Pushilina and her team plan to print aircraft parts out of BT6 and BT9 titanium alloys. BT6 is a widespread material being produced in Russia, while BT9 will be obtained by TPU out of crystalline titanium. 

“For the research, we chose these two materials, as they have been applied in aircraft construction due to their properties,” said Pushilina. “BT6 is used to manufacture turbine parts subject to high temperatures, corrosive media and saturation with atmospheric hydrogen during operation.”

According to the researchers, 3D-printing with titanium alloys differs from traditional processes in that it relies on laser-based additive manufacturing technology that makes it possible to make parts of any configuration. It also uses much less materials. 

“With 3D technology you can print any part. This goes beyond mass production supported by plants that daily cast a great deal of products,” said engineer Viktor Kudiyarov. “Our goal is to develop a technology for printing individual complex parts out of titanium.” 
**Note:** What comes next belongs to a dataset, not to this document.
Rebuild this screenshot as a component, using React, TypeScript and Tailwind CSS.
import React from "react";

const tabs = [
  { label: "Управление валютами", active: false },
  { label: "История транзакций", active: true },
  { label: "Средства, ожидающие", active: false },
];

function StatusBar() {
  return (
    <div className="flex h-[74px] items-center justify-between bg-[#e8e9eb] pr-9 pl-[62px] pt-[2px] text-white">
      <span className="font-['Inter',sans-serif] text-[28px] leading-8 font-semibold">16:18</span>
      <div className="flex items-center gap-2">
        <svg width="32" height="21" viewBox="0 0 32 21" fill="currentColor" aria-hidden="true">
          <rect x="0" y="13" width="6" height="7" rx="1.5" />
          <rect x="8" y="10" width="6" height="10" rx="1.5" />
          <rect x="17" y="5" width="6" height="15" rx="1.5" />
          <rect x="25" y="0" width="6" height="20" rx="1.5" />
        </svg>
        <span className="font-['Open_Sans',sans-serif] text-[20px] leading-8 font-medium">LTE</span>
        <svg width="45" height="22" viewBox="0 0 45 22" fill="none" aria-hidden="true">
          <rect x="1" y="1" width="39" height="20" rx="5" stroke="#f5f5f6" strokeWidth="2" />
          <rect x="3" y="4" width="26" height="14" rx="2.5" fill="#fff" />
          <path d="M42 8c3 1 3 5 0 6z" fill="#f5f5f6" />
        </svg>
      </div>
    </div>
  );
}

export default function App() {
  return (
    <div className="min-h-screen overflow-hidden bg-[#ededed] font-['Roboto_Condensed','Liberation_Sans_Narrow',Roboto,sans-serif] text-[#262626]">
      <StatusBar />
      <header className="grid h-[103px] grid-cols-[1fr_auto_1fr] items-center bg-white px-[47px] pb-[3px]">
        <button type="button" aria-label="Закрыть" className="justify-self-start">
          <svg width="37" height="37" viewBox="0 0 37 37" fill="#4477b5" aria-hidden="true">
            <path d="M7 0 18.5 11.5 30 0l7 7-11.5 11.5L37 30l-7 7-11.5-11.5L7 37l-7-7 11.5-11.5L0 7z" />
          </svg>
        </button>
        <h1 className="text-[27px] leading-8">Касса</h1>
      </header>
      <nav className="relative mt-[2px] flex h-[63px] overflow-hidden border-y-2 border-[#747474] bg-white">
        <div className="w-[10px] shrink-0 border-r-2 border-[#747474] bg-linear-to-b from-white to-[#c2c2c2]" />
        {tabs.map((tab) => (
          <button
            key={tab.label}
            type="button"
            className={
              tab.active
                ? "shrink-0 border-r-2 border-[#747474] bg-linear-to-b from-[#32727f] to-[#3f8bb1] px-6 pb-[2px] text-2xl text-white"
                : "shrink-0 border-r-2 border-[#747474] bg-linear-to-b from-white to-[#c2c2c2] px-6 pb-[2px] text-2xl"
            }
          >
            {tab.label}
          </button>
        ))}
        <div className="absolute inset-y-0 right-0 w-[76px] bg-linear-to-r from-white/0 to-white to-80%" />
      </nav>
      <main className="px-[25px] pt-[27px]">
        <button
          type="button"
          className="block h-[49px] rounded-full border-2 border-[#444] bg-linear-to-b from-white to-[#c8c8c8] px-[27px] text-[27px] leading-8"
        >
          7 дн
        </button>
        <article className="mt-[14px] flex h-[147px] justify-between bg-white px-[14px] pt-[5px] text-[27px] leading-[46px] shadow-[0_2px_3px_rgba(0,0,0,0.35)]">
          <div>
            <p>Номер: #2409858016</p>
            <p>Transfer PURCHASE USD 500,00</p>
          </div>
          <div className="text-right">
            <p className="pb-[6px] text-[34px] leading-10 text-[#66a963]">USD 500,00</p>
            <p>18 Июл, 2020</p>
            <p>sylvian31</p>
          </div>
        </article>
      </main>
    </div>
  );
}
TPU scientists are determined to reveal patterns between various print parameters and characteristics of manufactured items. So far, they have identified over 10 parameters. By varying them, it is possible to create products with different specified properties and products with gradient surface layers. 

Currently, such modification of products requires an additional production process. First, a homogeneous part is made, then an additional coating is applied. The technology developed by TPU scientists combines the two processes. Products are printed immediately with a modified layer.

TPU physicists are committed to showing the advantages of titanium parts produced by using advanced additive technology.